The Hamiltonian operator approach emphasises the spectrum aspects of quantum mechanics, which the student is introduced to at this point $-$ but here is a Lagrangian

$$\mathcal{L}\left(\psi, \mathbf{\nabla}\psi, \dot{\psi}\right) = \mathrm i\hbar\, \frac{1}{2} (\psi^{*}\dot{\psi}-\dot{\psi^{*}}\psi) - \frac{\hbar^2}{2m} \mathbf{\nabla}\psi^{*} \mathbf{\nabla}\psi - V( \mathbf{r},t)\,\psi^{*}\psi$$

for the Schrödinger equation $$\frac{\partial \mathcal{L}}{\partial \psi^{*}} - \frac{\partial}{\partial t} \frac{\partial \mathcal{L}}{\partial\frac{\partial \psi^{*}}{\partial t}} - \sum_{j=1}^3 \frac{\partial}{\partial x_j} \frac{\partial \mathcal{L}}{\partial\frac{\partial \psi^{*}}{\partial x_j}} = 0.$$

The Lagrangian (density) is especially relevant for the path integral formulation, and in some way closer to bring out symmetries of a field theory.
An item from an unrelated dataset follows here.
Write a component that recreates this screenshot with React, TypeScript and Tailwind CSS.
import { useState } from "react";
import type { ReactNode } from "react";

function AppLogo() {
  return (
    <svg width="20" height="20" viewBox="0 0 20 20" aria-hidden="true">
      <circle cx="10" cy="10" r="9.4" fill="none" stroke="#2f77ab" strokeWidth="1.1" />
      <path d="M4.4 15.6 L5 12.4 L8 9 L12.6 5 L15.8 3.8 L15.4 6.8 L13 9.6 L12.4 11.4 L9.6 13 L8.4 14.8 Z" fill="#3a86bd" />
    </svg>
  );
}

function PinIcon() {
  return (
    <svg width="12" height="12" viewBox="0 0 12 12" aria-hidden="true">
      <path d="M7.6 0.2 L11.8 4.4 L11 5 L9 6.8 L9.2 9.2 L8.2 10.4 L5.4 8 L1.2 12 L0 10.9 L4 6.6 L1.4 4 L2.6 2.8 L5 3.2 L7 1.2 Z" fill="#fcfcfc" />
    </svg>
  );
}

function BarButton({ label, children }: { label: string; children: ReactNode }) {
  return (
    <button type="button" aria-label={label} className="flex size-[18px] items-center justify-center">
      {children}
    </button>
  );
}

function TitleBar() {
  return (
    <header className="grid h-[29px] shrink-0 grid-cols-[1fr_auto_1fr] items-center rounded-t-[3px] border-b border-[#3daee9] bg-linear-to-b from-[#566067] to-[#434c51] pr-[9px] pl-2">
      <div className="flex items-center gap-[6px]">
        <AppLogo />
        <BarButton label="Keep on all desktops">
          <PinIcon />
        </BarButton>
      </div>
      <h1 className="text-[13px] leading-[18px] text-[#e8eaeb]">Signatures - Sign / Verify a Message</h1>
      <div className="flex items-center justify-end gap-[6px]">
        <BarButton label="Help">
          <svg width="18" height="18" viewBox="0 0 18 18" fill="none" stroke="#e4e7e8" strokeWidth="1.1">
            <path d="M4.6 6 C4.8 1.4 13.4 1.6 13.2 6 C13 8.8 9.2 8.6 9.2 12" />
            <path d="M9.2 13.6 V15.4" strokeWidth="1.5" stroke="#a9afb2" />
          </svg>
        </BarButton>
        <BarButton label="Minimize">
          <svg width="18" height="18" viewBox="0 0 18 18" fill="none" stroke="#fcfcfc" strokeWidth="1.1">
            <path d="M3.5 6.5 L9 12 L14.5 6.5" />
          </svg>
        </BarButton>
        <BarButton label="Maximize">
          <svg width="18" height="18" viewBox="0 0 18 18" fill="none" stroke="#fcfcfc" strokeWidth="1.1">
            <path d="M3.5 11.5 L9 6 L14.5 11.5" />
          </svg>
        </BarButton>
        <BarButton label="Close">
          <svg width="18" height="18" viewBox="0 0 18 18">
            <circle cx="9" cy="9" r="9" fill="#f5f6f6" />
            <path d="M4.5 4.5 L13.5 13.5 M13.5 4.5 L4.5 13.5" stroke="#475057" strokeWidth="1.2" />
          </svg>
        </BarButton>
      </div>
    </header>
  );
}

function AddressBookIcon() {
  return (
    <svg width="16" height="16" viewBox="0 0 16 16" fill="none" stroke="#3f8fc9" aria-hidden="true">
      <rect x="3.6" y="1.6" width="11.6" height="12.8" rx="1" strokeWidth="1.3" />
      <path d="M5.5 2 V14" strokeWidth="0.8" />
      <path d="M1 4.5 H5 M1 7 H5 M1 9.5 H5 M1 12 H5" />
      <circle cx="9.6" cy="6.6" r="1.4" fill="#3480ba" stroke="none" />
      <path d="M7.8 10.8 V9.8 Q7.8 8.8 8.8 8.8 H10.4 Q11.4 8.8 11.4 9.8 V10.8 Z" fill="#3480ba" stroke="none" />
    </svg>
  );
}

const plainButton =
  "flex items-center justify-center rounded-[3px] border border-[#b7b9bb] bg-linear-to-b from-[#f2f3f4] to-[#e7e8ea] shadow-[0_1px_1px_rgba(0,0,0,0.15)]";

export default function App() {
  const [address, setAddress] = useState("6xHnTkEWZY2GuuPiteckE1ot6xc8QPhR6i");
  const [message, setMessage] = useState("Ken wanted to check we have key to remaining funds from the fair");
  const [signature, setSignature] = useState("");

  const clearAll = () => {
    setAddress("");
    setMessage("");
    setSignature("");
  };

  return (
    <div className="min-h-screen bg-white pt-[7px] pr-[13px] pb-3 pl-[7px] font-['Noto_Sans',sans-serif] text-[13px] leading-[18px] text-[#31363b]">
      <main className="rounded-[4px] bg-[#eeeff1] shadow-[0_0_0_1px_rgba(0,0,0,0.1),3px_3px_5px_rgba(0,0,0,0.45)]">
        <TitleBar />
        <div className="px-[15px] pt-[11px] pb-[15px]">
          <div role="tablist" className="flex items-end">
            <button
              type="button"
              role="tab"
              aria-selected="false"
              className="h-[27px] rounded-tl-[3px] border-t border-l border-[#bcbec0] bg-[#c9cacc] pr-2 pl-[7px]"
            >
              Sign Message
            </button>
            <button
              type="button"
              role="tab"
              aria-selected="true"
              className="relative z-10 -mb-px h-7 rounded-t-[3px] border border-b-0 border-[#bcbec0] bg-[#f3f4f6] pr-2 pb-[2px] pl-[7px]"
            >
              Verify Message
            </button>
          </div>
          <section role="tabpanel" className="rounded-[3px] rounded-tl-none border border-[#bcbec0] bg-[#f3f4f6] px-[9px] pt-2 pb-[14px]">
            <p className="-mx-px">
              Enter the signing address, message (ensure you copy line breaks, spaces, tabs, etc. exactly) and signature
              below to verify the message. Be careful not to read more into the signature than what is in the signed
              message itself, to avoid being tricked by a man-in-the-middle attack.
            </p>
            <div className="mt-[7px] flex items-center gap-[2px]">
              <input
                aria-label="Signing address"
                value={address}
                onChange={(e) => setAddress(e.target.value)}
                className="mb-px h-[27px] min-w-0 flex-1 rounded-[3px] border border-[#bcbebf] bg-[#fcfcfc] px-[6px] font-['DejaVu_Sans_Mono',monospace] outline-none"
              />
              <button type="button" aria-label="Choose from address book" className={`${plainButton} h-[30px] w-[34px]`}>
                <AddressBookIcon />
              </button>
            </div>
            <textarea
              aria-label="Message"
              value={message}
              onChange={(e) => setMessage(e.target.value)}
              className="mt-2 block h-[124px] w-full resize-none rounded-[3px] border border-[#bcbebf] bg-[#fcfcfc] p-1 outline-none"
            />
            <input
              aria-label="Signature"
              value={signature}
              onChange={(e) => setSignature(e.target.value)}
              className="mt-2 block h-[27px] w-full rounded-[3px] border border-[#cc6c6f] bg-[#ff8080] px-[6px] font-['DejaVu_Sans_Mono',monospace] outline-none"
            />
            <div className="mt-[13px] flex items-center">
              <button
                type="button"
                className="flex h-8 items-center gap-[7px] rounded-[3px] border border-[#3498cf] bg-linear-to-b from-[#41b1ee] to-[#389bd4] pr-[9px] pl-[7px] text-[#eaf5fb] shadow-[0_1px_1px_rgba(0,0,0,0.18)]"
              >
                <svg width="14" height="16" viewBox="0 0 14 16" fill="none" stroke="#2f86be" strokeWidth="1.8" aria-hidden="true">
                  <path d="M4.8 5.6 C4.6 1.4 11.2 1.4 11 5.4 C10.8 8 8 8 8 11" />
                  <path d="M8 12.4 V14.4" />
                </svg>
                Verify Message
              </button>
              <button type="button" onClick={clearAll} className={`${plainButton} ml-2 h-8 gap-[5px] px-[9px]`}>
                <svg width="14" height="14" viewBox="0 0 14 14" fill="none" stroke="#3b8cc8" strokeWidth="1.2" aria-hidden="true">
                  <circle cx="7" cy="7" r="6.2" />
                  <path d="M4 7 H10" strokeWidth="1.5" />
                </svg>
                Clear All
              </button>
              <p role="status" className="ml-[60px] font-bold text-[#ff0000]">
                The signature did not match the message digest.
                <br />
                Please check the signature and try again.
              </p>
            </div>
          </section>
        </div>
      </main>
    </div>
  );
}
Noether theorem and so on. $-$ but I remember Peskin & Schröders book on quantum field theory starts out with the Hamiltonian approach and introduces path integral methods only 300 pages in.

This post imported from StackExchange Physics at 2014-04-05 04:39 (UCT), posted by SE-user NiftyKitty95
answered Mar 4, 2012 by (95 points)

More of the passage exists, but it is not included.